▶ **REQUIREMENTS**
Tell how many lines in the data below hold the string "that"; give nothing but the number.

>> Start DATA PROVIDED

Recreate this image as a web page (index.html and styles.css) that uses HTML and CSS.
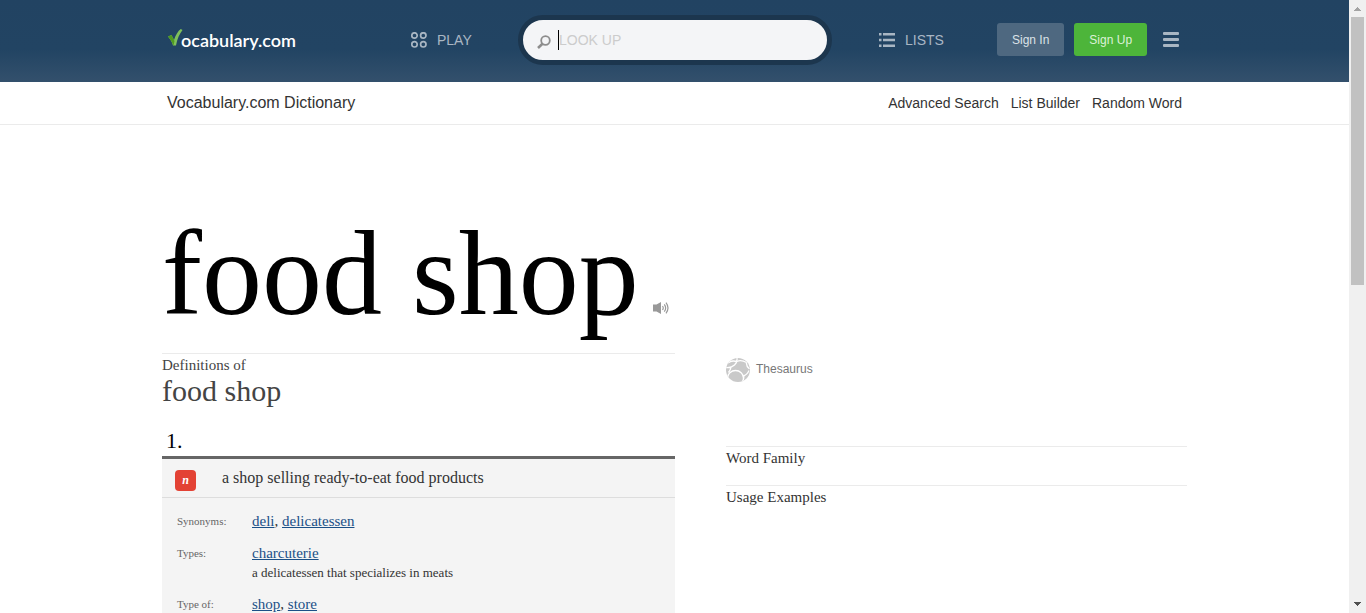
FILE: index.html
```html
<!DOCTYPE html>
<html lang="en">
<head>
<meta charset="utf-8">
<title>food shop - Vocabulary.com Dictionary</title>
<link rel="stylesheet" href="styles.css">
</head>
<body>
<div class="page">
  <header class="topbar">
    <div class="wrap topbar-row">
      <a class="logo" href="#">
        <svg class="logo-check" width="15" height="19" viewBox="0 0 15 19"><path d="M0 8.500L3.500 7L6 12C7.500 7 10 3 12.800 1L14.500 2C11.500 6 9 11 8 17.500H5C4 14 2.500 11.500 0 8.500Z" fill="#7fc15a"/><path d="M0 8.500L3.500 7L6.500 13L5.500 17.500C4 14 2.500 11.500 0 8.500Z" fill="#4f9a1f"/></svg>
        <span class="logo-text">ocabulary.com</span>
      </a>
      <a class="nav-link" href="#">
        <svg width="16" height="16" viewBox="0 0 16 16" fill="none" stroke="currentColor" stroke-width="1.700"><circle cx="3.500" cy="3.500" r="2.700"/><circle cx="12.300" cy="3.500" r="2.700"/><circle cx="3.500" cy="12.300" r="2.700"/><circle cx="12.300" cy="12.300" r="2.700"/></svg>
        <span>PLAY</span>
      </a>
      <form class="search">
        <svg width="14" height="14" viewBox="0 0 14 14" fill="none" stroke="#8d8d8d"><circle cx="8.500" cy="5.500" r="4.300" stroke-width="1.800"/><path d="M5.500 8.700L1 13" stroke-width="2.600"/></svg>
        <span class="caret"></span>
        <input class="search-input" type="text" placeholder="LOOK UP" aria-label="Look up">
      </form>
      <a class="nav-link nav-lists" href="#">
        <svg width="16" height="14" viewBox="0 0 16 14" fill="currentColor"><path d="M0 0h2.500v2.500H0zM4 0h12v2.500H4zM0 5.700h2.500v2.500H0zM4 5.700h12v2.500H4zM0 11.400h2.500v2.500H0zM4 11.400h12v2.500H4z"/></svg>
        <span>LISTS</span>
      </a>
      <div class="account">
        <button class="btn btn-in" type="button">Sign In</button>
        <button class="btn btn-up" type="button">Sign Up</button>
        <button class="menu" type="button" aria-label="Menu"><svg width="16" height="15" viewBox="0 0 16 15" fill="currentColor"><rect width="16" height="3" rx="1"/><rect y="6" width="16" height="3" rx="1"/><rect y="12" width="16" height="3" rx="1"/></svg></button>
      </div>
    </div>
  </header>
  <nav class="subbar">
    <div class="wrap subbar-row">
      <a class="section-name" href="#">Vocabulary.com Dictionary</a>
      <div class="sub-links">
        <a href="#">Advanced Search</a>
        <a href="#">List Builder</a>
        <a href="#">Random Word</a>
      </div>
    </div>
  </nav>
  <main class="wrap columns">
    <section class="entry">
      <div class="headword">
        <h1>food shop</h1>
        <button class="audio" type="button" aria-label="Listen"><svg width="16" height="12" viewBox="0 0 16 12"><path d="M0 2.500h3.500L8 0v12L3.500 9.500H0z" fill="#999"/><path d="M9.500 4q1.500 2 0 4M11.300 2.300q2.700 3.700 0 7.400M13 .7q4 5.300 0 10.600" fill="none" stroke="#999" stroke-width="1.200"/></svg></button>
      </div>
      <h2 class="definitions"><span class="definitions-label">Definitions of</span>food shop</h2>
      <div class="number">1.</div>
      <div class="sense">
        <h3 class="meaning"><a class="pos" href="#" title="noun">n</a>a shop selling ready-to-eat food products</h3>
        <dl class="relations">
          <dt>Synonyms:</dt>
          <dd><a href="#">deli</a>, <a href="#">delicatessen</a></dd>
          <dt>Types:</dt>
          <dd><a href="#">charcuterie</a><div class="gloss">a delicatessen that specializes in meats</div></dd>
          <dt>Type of:</dt>
          <dd><a href="#">shop</a>, <a href="#">store</a></dd>
        </dl>
      </div>
    </section>
    <aside class="side">
      <a class="thesaurus" href="#">
        <svg width="24" height="24" viewBox="0 0 24 24"><defs><clipPath id="ball"><circle cx="12" cy="12" r="12"/></clipPath></defs><g clip-path="url(#ball)"><rect width="24" height="24" fill="#c9c9c9"/><g fill="none" stroke="#fff" stroke-width="1.300"><ellipse cx="9.500" cy="20" rx="8" ry="7.500"/><path d="M0 9.500Q5.500 10 8.500 7Q11.500 4.500 11 0M2 5Q5 2 11 3.500M5 9.200Q4.500 12 2.500 14.500M11 3.500Q15 1.500 20.500 4.500M20.500 4.500Q20 8 23.500 11M17.200 18Q21 17 23 12.500M17.500 21L18 17.500"/></g></g></svg>
        <span>Thesaurus</span>
      </a>
      <h3 class="side-head">Word Family</h3>
      <h3 class="side-head">Usage Examples</h3>
    </aside>
  </main>
</div>
<div class="scrollbar" aria-hidden="true">
  <svg width="7" height="4" viewBox="0 0 7 4" fill="#a3a3a3"><path d="M3 0h1v1h1v1h1v1h1v1H0V3h1V2h1V1h1z"/></svg>
  <span class="thumb"></span>
  <svg width="7" height="4" viewBox="0 0 7 4" fill="#505050"><path d="M0 0h7v1H6v1H5v1H4v1H3V3H2V2H1V1H0z"/></svg>
</div>
</body>
</html>
```
FILE: styles.css
```css
* { box-sizing: border-box; }
body {
  margin: 0;
  display: flex;
  height: 100vh;
  overflow: hidden;
  background: #fff;
  color: #333;
  font-family: "Liberation Serif", "Times New Roman", serif;
}
a { color: inherit; text-decoration: none; }
h1, h2, h3, dl, dd { margin: 0; font-weight: normal; }
button { border: 0; padding: 0; background: none; cursor: pointer; }
svg { display: block; flex: none; }

.page { flex: 1; min-width: 0; overflow: hidden; }
.wrap { max-width: 1025px; margin: 0 auto; }

.topbar {
  background: linear-gradient(#224362, #224463 60%, #33506c);
  color: #a9b6c3;
  font-family: "Liberation Sans", Arial, sans-serif;
}
.topbar-row {
  display: grid;
  grid-template-columns: 243px 107px 1fr 165px 190px;
  align-items: center;
  height: 82px;
  padding: 0 0 3px 6px;
}
.logo { display: flex; align-items: center; color: #fff; }
.logo-check { margin-bottom: 4px; }
.logo-text {
  margin-left: -2px;
  font: 600 18px/24px Lato, sans-serif;
}
.nav-link { display: flex; align-items: center; gap: 10px; font-size: 14px; }
.nav-lists { padding-left: 47px; }
.search {
  display: flex;
  align-items: center;
  height: 50px;
  padding: 0 14px;
  border: 5px solid #1c364e;
  border-radius: 25px;
  background: #f4f5f7;
}
.search svg { margin-top: 4px; }
.caret { width: 1px; height: 20px; margin-left: 7px; background: #000; }
.search-input {
  flex: 1;
  min-width: 0;
  padding: 0;
  border: 0;
  outline: 0;
  background: none;
  font: 14px "Liberation Sans", Arial, sans-serif;
}
.search-input::placeholder { color: #ccc; opacity: 1; }
.account { display: flex; align-items: center; gap: 10px; }
.btn {
  height: 33px;
  padding: 0 15px;
  border-radius: 3px;
  font: 12px "Liberation Sans", Arial, sans-serif;
}
.btn-in { background: #4e6880; color: #dce2e7; }
.btn-up { background: #4db53a; color: #dcf1d8; }
.menu { margin-left: 6px; color: #a9b6c3; }

.subbar {
  border-bottom: 1px solid #ebebeb;
  font-family: "Liberation Sans", Arial, sans-serif;
}
.subbar-row {
  display: flex;
  justify-content: space-between;
  align-items: center;
  height: 42px;
  padding: 0 5px 1px;
}
.section-name { font-size: 16px; }
.sub-links { display: flex; gap: 12px; font-size: 14px; }

.columns {
  display: grid;
  grid-template-columns: 513fr 461fr;
  column-gap: 51px;
}
.headword {
  display: flex;
  align-items: flex-end;
  gap: 14px;
  padding: 81px 0 11px;
  border-bottom: 1px solid #ebebeb;
}
.headword h1 { color: #000; font-size: 120px; line-height: 136px; }
.audio { margin-bottom: 28px; }
.definitions { padding-top: 1px; color: #444; font-size: 30px; line-height: 32px; }
.definitions-label { display: block; font-size: 15px; line-height: 20px; }
.number { padding: 22px 0 3px 4px; color: #000; font-size: 22px; line-height: 24px; }
.sense { border-top: 3px solid #666; background: #f4f4f4; }
.meaning {
  display: flex;
  align-items: center;
  gap: 26px;
  height: 39px;
  padding: 0 13px;
  border-bottom: 1px solid #ddd;
  font-size: 16px;
}
.pos {
  width: 21px;
  height: 21px;
  margin-top: 4px;
  border-radius: 4px;
  background: #e34234;
  color: #fff;
  font: italic bold 12px/20px "Liberation Serif", serif;
  text-align: center;
}
.relations {
  display: grid;
  grid-template-columns: 75px 1fr;
  row-gap: 12px;
  padding: 13px 15px;
  font-size: 15px;
  line-height: 20px;
}
.relations dt { color: #666; font-size: 11px; }
.relations dd a { color: #1b5087; text-decoration: underline; }
.gloss { font-size: 13px; line-height: 19px; }

.side { padding-top: 233px; }
.thesaurus {
  display: flex;
  gap: 6px;
  height: 88px;
  color: #777;
  font: 12px/22px "Liberation Sans", Arial, sans-serif;
}
.side-head {
  height: 39px;
  border-top: 1px solid #ebebeb;
  font-size: 15px;
  line-height: 23px;
}

.scrollbar {
  display: flex;
  flex-direction: column;
  justify-content: space-between;
  align-items: center;
  width: 17px;
  padding: 7px 0;
  background: #f0f0f0;
}
.thumb { width: 13px; height: 268px; margin: 6px 0 auto; background: #c1c1c1; }
```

>> End DATA PROVIDED

▶ **THE COMPLETED TASK**
2